**Problem statement**
In the records that follow, show each line where the word "this" is present.

**Dataset rows**
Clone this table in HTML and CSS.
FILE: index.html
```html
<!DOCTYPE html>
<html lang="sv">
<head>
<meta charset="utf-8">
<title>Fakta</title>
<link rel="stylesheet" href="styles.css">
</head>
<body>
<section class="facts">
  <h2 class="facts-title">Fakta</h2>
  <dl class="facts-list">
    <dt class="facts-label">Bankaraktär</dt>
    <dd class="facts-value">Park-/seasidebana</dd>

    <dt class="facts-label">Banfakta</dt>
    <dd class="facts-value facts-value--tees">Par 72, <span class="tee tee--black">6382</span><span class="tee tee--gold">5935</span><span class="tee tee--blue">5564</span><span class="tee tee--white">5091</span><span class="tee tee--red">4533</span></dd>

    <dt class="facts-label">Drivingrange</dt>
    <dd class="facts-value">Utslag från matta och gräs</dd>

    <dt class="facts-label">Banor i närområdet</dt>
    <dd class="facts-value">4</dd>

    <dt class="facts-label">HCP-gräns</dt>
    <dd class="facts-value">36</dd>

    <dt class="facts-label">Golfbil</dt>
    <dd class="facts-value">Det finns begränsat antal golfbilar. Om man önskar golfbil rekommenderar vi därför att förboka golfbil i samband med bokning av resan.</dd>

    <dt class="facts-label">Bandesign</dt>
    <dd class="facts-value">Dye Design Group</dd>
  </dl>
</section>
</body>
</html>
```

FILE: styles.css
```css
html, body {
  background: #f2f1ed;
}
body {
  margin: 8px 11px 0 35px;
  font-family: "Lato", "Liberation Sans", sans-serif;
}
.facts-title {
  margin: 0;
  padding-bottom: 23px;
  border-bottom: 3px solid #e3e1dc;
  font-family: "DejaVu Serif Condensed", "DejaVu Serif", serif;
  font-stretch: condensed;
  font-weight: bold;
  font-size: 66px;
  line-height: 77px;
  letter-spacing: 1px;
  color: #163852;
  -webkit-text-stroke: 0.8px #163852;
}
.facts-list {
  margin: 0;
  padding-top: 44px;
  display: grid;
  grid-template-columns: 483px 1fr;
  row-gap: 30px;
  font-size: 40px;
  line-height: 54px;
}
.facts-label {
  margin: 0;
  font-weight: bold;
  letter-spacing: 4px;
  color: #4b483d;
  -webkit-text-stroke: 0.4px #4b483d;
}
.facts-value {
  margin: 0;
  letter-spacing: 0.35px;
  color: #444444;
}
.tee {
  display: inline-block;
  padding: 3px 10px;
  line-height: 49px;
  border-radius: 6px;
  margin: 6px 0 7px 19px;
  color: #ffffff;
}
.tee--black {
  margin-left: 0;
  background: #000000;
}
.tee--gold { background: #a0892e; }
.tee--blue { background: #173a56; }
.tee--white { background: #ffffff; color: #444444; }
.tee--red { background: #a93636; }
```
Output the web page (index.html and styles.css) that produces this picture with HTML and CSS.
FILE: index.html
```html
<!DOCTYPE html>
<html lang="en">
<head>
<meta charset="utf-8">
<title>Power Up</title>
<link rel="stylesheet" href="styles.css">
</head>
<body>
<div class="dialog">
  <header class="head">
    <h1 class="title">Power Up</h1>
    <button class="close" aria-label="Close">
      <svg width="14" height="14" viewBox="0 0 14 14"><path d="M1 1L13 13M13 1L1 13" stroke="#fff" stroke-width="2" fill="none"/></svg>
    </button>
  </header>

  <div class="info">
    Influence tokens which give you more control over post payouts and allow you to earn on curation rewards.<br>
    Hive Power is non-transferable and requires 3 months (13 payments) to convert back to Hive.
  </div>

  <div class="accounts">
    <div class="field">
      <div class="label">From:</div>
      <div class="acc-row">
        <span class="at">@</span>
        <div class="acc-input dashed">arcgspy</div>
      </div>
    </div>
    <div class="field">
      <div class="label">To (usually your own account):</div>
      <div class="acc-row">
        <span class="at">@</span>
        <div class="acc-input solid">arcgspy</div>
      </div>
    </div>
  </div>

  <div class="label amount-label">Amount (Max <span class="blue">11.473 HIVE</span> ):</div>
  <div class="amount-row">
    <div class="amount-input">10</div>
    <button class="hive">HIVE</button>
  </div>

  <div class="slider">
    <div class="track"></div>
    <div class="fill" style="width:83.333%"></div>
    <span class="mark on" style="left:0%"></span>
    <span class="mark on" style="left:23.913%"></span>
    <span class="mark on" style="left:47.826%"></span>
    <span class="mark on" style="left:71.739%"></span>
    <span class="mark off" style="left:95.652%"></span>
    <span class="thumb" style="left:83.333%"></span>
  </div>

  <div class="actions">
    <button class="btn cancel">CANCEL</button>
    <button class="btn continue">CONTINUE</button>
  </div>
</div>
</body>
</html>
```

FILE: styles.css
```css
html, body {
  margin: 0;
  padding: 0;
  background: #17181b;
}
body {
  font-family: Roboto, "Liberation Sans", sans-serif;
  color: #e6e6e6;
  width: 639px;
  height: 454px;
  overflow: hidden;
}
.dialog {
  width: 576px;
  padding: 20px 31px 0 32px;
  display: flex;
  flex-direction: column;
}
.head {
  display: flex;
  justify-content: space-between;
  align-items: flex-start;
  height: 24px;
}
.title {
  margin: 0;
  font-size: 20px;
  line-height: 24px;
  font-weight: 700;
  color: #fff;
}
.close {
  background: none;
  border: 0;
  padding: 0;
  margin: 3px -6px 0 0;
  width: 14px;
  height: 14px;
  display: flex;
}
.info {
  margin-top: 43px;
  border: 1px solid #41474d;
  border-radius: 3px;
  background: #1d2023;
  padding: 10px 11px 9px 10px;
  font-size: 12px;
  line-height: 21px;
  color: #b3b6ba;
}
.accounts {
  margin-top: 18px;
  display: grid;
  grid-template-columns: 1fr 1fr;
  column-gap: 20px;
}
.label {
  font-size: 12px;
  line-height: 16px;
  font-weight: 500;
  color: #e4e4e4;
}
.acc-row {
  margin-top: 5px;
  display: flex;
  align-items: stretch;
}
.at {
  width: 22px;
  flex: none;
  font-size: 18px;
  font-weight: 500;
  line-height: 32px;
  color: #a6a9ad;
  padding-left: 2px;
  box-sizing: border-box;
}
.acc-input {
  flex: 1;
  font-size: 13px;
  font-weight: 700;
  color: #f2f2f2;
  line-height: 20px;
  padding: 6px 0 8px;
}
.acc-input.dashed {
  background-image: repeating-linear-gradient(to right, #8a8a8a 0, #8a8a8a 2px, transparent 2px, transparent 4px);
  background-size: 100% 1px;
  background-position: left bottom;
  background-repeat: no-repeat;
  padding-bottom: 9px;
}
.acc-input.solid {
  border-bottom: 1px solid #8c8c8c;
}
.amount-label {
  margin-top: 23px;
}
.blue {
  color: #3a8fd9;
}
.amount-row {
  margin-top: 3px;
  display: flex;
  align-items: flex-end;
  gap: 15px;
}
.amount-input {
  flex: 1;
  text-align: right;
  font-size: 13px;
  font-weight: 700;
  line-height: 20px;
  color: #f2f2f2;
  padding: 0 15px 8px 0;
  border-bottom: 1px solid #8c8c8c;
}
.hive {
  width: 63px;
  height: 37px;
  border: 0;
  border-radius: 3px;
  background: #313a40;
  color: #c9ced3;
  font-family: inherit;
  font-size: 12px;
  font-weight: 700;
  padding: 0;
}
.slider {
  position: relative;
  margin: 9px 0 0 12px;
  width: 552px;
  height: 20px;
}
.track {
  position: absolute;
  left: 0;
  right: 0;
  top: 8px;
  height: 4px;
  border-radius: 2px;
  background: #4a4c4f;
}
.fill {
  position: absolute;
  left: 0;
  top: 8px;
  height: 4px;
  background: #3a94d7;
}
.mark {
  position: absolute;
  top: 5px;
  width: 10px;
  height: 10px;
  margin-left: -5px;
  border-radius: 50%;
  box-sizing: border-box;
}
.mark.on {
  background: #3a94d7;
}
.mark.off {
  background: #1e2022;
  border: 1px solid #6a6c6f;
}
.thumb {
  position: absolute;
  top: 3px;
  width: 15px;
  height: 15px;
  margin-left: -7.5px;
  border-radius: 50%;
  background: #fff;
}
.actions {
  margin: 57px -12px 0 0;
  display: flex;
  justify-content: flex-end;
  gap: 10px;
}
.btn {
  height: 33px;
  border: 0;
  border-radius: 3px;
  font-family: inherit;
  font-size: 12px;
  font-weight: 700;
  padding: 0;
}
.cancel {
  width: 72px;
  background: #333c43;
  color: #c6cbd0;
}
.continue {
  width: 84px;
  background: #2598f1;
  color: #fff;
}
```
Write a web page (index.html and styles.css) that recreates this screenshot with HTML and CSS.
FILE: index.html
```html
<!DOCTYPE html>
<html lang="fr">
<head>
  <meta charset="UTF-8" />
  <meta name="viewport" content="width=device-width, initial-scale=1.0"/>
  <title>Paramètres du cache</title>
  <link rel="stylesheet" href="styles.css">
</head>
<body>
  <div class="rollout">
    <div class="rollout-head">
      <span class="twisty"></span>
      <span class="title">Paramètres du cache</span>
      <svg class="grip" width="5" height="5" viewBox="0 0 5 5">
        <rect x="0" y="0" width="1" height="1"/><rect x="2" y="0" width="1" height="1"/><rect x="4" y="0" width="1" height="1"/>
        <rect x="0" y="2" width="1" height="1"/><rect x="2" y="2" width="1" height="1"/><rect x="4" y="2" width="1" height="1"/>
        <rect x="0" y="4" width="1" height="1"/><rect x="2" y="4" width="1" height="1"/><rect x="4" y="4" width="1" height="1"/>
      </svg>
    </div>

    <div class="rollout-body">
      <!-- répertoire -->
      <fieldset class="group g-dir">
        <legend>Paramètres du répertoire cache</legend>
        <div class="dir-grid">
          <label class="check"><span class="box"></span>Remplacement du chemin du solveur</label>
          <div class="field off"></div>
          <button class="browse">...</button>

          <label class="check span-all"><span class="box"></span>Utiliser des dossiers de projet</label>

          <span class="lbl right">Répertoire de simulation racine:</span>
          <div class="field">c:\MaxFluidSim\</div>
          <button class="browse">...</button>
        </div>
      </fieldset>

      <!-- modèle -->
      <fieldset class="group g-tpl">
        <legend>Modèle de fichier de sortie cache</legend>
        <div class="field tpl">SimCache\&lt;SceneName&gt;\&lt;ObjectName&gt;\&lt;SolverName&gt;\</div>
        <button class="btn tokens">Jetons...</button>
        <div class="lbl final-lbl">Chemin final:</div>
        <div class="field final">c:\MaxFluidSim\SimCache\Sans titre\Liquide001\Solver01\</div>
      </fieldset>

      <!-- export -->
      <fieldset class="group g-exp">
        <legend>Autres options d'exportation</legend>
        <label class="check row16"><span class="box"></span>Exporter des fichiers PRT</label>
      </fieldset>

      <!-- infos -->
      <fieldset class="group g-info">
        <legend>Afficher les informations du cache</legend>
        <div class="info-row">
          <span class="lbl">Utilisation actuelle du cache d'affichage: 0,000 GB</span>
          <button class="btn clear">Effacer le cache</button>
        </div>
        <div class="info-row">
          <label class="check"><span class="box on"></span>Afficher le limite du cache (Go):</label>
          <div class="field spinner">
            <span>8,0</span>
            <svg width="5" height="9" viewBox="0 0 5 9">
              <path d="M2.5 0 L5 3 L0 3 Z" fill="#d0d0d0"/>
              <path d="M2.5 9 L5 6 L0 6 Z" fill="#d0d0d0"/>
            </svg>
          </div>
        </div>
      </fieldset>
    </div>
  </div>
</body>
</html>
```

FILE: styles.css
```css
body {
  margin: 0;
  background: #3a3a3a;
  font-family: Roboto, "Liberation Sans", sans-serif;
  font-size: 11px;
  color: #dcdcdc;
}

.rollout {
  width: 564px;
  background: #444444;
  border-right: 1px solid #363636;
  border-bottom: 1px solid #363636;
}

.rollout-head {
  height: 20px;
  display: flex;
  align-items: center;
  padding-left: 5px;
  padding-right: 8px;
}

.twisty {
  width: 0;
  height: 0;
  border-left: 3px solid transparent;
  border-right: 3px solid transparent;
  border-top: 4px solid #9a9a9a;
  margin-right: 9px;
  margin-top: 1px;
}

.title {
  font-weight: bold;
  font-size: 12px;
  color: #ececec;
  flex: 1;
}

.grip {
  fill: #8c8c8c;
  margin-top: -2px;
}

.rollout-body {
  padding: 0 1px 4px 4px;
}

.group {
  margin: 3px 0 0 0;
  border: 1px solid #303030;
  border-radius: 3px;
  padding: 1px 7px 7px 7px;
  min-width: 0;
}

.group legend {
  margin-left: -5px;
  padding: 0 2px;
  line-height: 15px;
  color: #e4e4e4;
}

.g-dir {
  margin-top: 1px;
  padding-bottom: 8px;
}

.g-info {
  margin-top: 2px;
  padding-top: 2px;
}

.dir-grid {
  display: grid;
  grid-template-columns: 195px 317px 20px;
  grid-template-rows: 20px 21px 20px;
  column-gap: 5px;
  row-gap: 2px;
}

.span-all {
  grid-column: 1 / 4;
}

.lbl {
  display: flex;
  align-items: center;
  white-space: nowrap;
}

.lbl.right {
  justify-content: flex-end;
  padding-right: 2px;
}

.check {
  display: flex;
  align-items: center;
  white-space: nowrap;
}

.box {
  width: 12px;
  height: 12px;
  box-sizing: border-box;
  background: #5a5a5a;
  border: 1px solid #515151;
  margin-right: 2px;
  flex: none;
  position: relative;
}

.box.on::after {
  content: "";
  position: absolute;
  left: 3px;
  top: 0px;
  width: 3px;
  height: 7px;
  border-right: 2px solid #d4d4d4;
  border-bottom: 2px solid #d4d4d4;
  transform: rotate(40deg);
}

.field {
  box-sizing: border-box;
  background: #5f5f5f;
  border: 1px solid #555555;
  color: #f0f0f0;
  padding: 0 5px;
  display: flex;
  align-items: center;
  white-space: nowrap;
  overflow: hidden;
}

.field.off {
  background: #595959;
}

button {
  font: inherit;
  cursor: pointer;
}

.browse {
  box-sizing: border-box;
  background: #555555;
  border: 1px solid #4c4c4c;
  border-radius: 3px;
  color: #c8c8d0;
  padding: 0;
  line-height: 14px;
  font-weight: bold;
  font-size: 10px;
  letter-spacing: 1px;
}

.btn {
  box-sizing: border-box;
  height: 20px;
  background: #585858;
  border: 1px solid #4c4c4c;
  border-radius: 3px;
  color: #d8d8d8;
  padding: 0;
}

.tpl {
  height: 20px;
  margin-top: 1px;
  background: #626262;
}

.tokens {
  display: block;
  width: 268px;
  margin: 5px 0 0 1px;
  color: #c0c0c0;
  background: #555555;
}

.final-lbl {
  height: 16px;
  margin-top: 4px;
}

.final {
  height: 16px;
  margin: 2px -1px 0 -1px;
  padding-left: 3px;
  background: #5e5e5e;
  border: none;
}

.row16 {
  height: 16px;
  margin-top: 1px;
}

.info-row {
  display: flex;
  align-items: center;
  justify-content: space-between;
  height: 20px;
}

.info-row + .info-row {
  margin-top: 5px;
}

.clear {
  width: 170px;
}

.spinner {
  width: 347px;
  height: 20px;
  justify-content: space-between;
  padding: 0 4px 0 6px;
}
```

**Task output**
Clone this table in HTML and CSS.
Output the web page (index.html and styles.css) that produces this picture with HTML and CSS.
Write a web page (index.html and styles.css) that recreates this screenshot with HTML and CSS.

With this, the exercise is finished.